» **Given task**
Copy each line below that includes "React".

» **Available data**

┄┄┄┄┄┄┄┄┄┄

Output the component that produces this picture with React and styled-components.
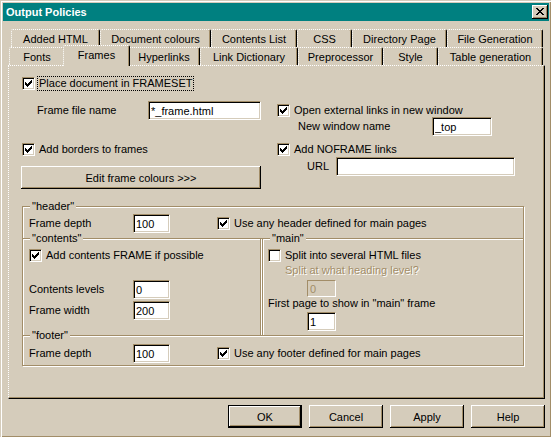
import React from "react";
import styled, { createGlobalStyle } from "styled-components";

const face = "#d5ccbb";
const shadow = "#a28d68";
const hilite = "#ffffff";

const GlobalStyle = createGlobalStyle`
  html, body {
    margin: 0;
    padding: 0;
    background: ${face};
    overflow: hidden;
  }
  body {
    font-family: "Liberation Sans", Arial, sans-serif;
    font-size: 11px;
    color: #000;
  }
`;

const Window = styled.div`
  width: 552px;
  height: 438px;
  box-sizing: border-box;
  padding: 3px;
  background: ${face};
  box-shadow: inset 1px 1px ${face}, inset 2px 2px ${hilite},
    inset -1px -1px #000, inset -2px -2px ${shadow};
  display: flex;
  flex-direction: column;
`;

const TitleBar = styled.div`
  height: 18px;
  background: #008080;
  color: #fff;
  font-weight: bold;
  display: flex;
  align-items: center;
  justify-content: space-between;
  padding: 0 1px 0 3px;
`;

const CloseButton = styled.div`
  width: 16px;
  height: 14px;
  box-sizing: border-box;
  background: ${face};
  box-shadow: inset -1px -1px #000, inset 1px 1px ${hilite},
    inset -2px -2px ${shadow}, inset 2px 2px ${face};
  display: flex;
  align-items: center;
  justify-content: center;
  padding: 0 1px 1px 0;
`;

const TabControl = styled.div`
  margin: 8px 4px 0 5px;
  display: flex;
  flex-direction: column;
`;

const TabRow = styled.div`
  display: flex;
  height: 18px;
  padding-left: ${(p) => p.$indent}px;
`;

const Tab = styled.div`
  box-sizing: border-box;
  width: ${(p) => (p.$active ? p.$w + 4 : p.$w)}px;
  height: ${(p) => (p.$active ? 21 : 18)}px;
  margin: ${(p) => (p.$active ? "-2px -2px 0" : "0")};
  position: ${(p) => (p.$active ? "relative" : "static")};
  z-index: ${(p) => (p.$active ? 1 : 0)};
  background: ${face};
  border-top: 1px dotted ${hilite};
  border-left: 1px dotted ${hilite};
  border-right: 1px solid #000;
  border-radius: 2px 2px 0 0;
  box-shadow: inset -1px 0 ${shadow};
  padding-top: 3px;
  line-height: 13px;
  text-align: center;
  white-space: nowrap;
`;

const Panel = styled.div`
  height: 334px;
  box-sizing: border-box;
  border-top: 1px dotted ${hilite};
  border-left: 1px dotted ${hilite};
  border-right: 1px solid #000;
  border-bottom: 1px solid #000;
  box-shadow: inset -1px -1px ${shadow};
  padding: 10px 0 0 12px;
`;

const TopGrid = styled.div`
  display: grid;
  grid-template-columns: 256px 1fr;
`;

const Column = styled.div`
  display: flex;
  flex-direction: column;
  align-items: flex-start;
`;

const CheckRow = styled.div`
  display: flex;
  align-items: center;
  height: 15px;
  gap: 4px;
  margin-top: ${(p) => p.$mt || 0}px;
  margin-left: ${(p) => p.$ml || 0}px;
  white-space: nowrap;
`;

const Box = styled.div`
  width: 13px;
  height: 13px;
  box-sizing: border-box;
  background: #fff;
  border: 1px solid;
  border-color: ${shadow} ${hilite} ${hilite} ${shadow};
  box-shadow: inset 1px 1px #000, inset -1px -1px ${face};
  display: flex;
  align-items: center;
  justify-content: center;
  flex: none;
`;

const CheckLabel = styled.span`
  line-height: 13px;
  ${(p) =>
    p.$focus &&
    `
    border: 1px dotted #000;
    padding: 0 1px;
    margin-left: -2px;
  `}
`;

const FieldRow = styled.div`
  display: flex;
  align-items: center;
  margin-top: ${(p) => p.$mt || 0}px;
  padding-left: ${(p) => p.$indent || 0}px;
  white-space: nowrap;
`;

const FieldLabel = styled.span`
  width: ${(p) => p.$w}px;
  flex: none;
  line-height: 13px;
  color: ${(p) => (p.$disabled ? shadow : "#000")};
  text-shadow: ${(p) => (p.$disabled ? `1px 1px 0 ${hilite}` : "none")};
`;

const TextBox = styled.input`
  width: ${(p) => p.$w}px;
  height: ${(p) => p.$h || 19}px;
  box-sizing: border-box;
  margin: 0 0 0 ${(p) => p.$ml || 0}px;
  padding: 0 2px;
  font: inherit;
  color: ${(p) => (p.disabled ? shadow : "#000")};
  background: ${(p) => (p.disabled ? face : "#fff")};
  border: 1px solid;
  border-color: ${shadow} ${hilite} ${hilite} ${shadow};
  box-shadow: ${(p) =>
    p.disabled ? "none" : `inset 1px 1px #000, inset -1px -1px ${face}`};
  outline: none;
  flex: none;
`;

const Button = styled.button`
  width: ${(p) => p.$w}px;
  height: 23px;
  box-sizing: border-box;
  margin-top: ${(p) => p.$mt || 0}px;
  padding: 0;
  font: inherit;
  color: #000;
  background: ${face};
  border: ${(p) => (p.$default ? "1px solid #000" : "none")};
  box-shadow: inset -1px -1px #000, inset 1px 1px ${hilite},
    inset -2px -2px ${shadow}, inset 2px 2px ${face};
  flex: none;
`;

const GroupGrid = styled.div`
  display: grid;
  grid-template-columns: 239px 262px;
  column-gap: 1px;
  margin: 17px 0 0 1px;
`;

const Group = styled.div`
  position: relative;
  grid-column: ${(p) => p.$col};
  margin-top: ${(p) => p.$mt || 0}px;
  padding: ${(p) => p.$pad};
  border: 1px solid ${shadow};
  box-shadow: 1px 1px 0 ${hilite}, inset 1px 1px 0 ${hilite};
  display: flex;
  flex-direction: column;
  align-items: flex-start;
`;

const Legend = styled.span`
  position: absolute;
  top: -7px;
  left: 7px;
  padding: 0 2px;
  line-height: 13px;
  background: ${face};
`;

const ButtonBar = styled.div`
  display: flex;
  justify-content: flex-end;
  gap: 7px;
  margin-top: 6px;
  padding-right: 4px;
`;

const CHECK = [
  "......#",
  ".....##",
  "#...###",
  "##.###.",
  "#####..",
  ".###...",
  "..#....",
];

const CROSS = [
  "##....##",
  ".##..##.",
  "..####..",
  "...##...",
  "..####..",
  ".##..##.",
  "##....##",
];

const Pixels = ({ rows }) => (
  <svg
    width={rows[0].length}
    height={rows.length}
    shapeRendering="crispEdges"
    style={{ display: "block" }}
  >
    {rows.map((r, y) =>
      r.split("").map((c, x) =>
        c === "#" ? <rect key={x + "-" + y} x={x} y={y} width="1" height="1" fill="#000" /> : null
      )
    )}
  </svg>
);

const Check = ({ checked, label, focus, mt, ml }) => (
  <CheckRow $mt={mt} $ml={ml}>
    <Box>{checked && <Pixels rows={CHECK} />}</Box>
    <CheckLabel $focus={focus}>{label}</CheckLabel>
  </CheckRow>
);

const backTabs = [
  ["Added HTML", 89],
  ["Document colours", 111],
  ["Contents List", 86],
  ["CSS", 55],
  ["Directory Page", 95],
  ["File Generation", 96],
];

const frontTabs = [
  ["Fonts", 56],
  ["Frames", 63],
  ["Hyperlinks", 72],
  ["Link Dictionary", 98],
  ["Preprocessor", 85],
  ["Style", 55],
  ["Table generation", 105],
];

export default function App() {
  return (
    <>
      <GlobalStyle />
      <Window>
        <TitleBar>
          <span>Output Policies</span>
          <CloseButton>
            <Pixels rows={CROSS} />
          </CloseButton>
        </TitleBar>

        <TabControl>
          <TabRow $indent={3}>
            {backTabs.map(([t, w]) => (
              <Tab key={t} $w={w}>
                {t}
              </Tab>
            ))}
          </TabRow>
          <TabRow $indent={1}>
            {frontTabs.map(([t, w]) => (
              <Tab key={t} $w={w} $active={t === "Frames"}>
                {t}
              </Tab>
            ))}
          </TabRow>

          <Panel>
            <TopGrid>
              <Column>
                <Check checked focus ml={1} label="Place document in FRAMESET" />
                <FieldRow $mt={10} $indent={16}>
                  <FieldLabel $w={111}>Frame file name</FieldLabel>
                  <TextBox $w={113} defaultValue="*_frame.html" />
                </FieldRow>
                <Check checked mt={22} ml={1} label="Add borders to frames" />
                <Button $w={240} $mt={9}>
                  Edit frame colours &gt;&gt;&gt;
                </Button>
              </Column>
              <Column>
                <Check checked mt={27} label="Open external links in new window" />
                <FieldRow $mt={-1} $indent={21}>
                  <FieldLabel $w={134}>New window name</FieldLabel>
                  <TextBox $w={60} defaultValue="_top" />
                </FieldRow>
                <Check checked mt={6} label="Add NOFRAME links" />
                <FieldRow $indent={30}>
                  <FieldLabel $w={29}>URL</FieldLabel>
                  <TextBox $w={179} defaultValue="" />
                </FieldRow>
              </Column>
            </TopGrid>

            <GroupGrid>
              <Group $col="1 / span 2" $pad="7px 0 5px 6px">
                <Legend>"header"</Legend>
                <FieldRow>
                  <FieldLabel $w={104}>Frame depth</FieldLabel>
                  <TextBox $w={37} defaultValue="100" />
                  <Check checked ml={47} label="Use any header defined for main pages" />
                </FieldRow>
              </Group>

              <Group $col="1" $mt={-1} $pad="9px 0 15px 6px">
                <Legend>"contents"</Legend>
                <Check checked label="Add contents FRAME if possible" />
                <FieldRow $mt={17}>
                  <FieldLabel $w={104}>Contents levels</FieldLabel>
                  <TextBox $w={37} defaultValue="0" />
                </FieldRow>
                <FieldRow $mt={2}>
                  <FieldLabel $w={104}>Frame width</FieldLabel>
                  <TextBox $w={37} defaultValue="200" />
                </FieldRow>
              </Group>

              <Group $col="2" $mt={-1} $pad="9px 0 4px 5px">
                <Legend>"main"</Legend>
                <Check label="Split into several HTML files" />
                <FieldRow $mt={1} $indent={17}>
                  <FieldLabel $w={200} $disabled>
                    Split at what heading level?
                  </FieldLabel>
                </FieldRow>
                <FieldRow $mt={3}>
                  <TextBox $w={29} $h={17} $ml={39} disabled defaultValue="0" />
                </FieldRow>
                <FieldRow>
                  <FieldLabel $w={240}>First page to show in "main" frame</FieldLabel>
                </FieldRow>
                <FieldRow $mt={2}>
                  <TextBox $w={29} $ml={39} defaultValue="1" />
                </FieldRow>
              </Group>

              <Group $col="1 / span 2" $mt={-1} $pad="8px 0 2px 6px">
                <Legend>"footer"</Legend>
                <FieldRow>
                  <FieldLabel $w={104}>Frame depth</FieldLabel>
                  <TextBox $w={37} defaultValue="100" />
                  <Check checked ml={47} label="Use any footer defined for main pages" />
                </FieldRow>
              </Group>
            </GroupGrid>
          </Panel>
        </TabControl>

        <ButtonBar>
          <Button $w={74} $default>
            OK
          </Button>
          <Button $w={74}>Cancel</Button>
          <Button $w={74}>Apply</Button>
          <Button $w={74}>Help</Button>
        </ButtonBar>
      </Window>
    </>
  );
}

┄┄┄┄┄┄┄┄┄┄

» **Answer to this problem**
Output the component that produces this picture with React and styled-components.
import React from "react";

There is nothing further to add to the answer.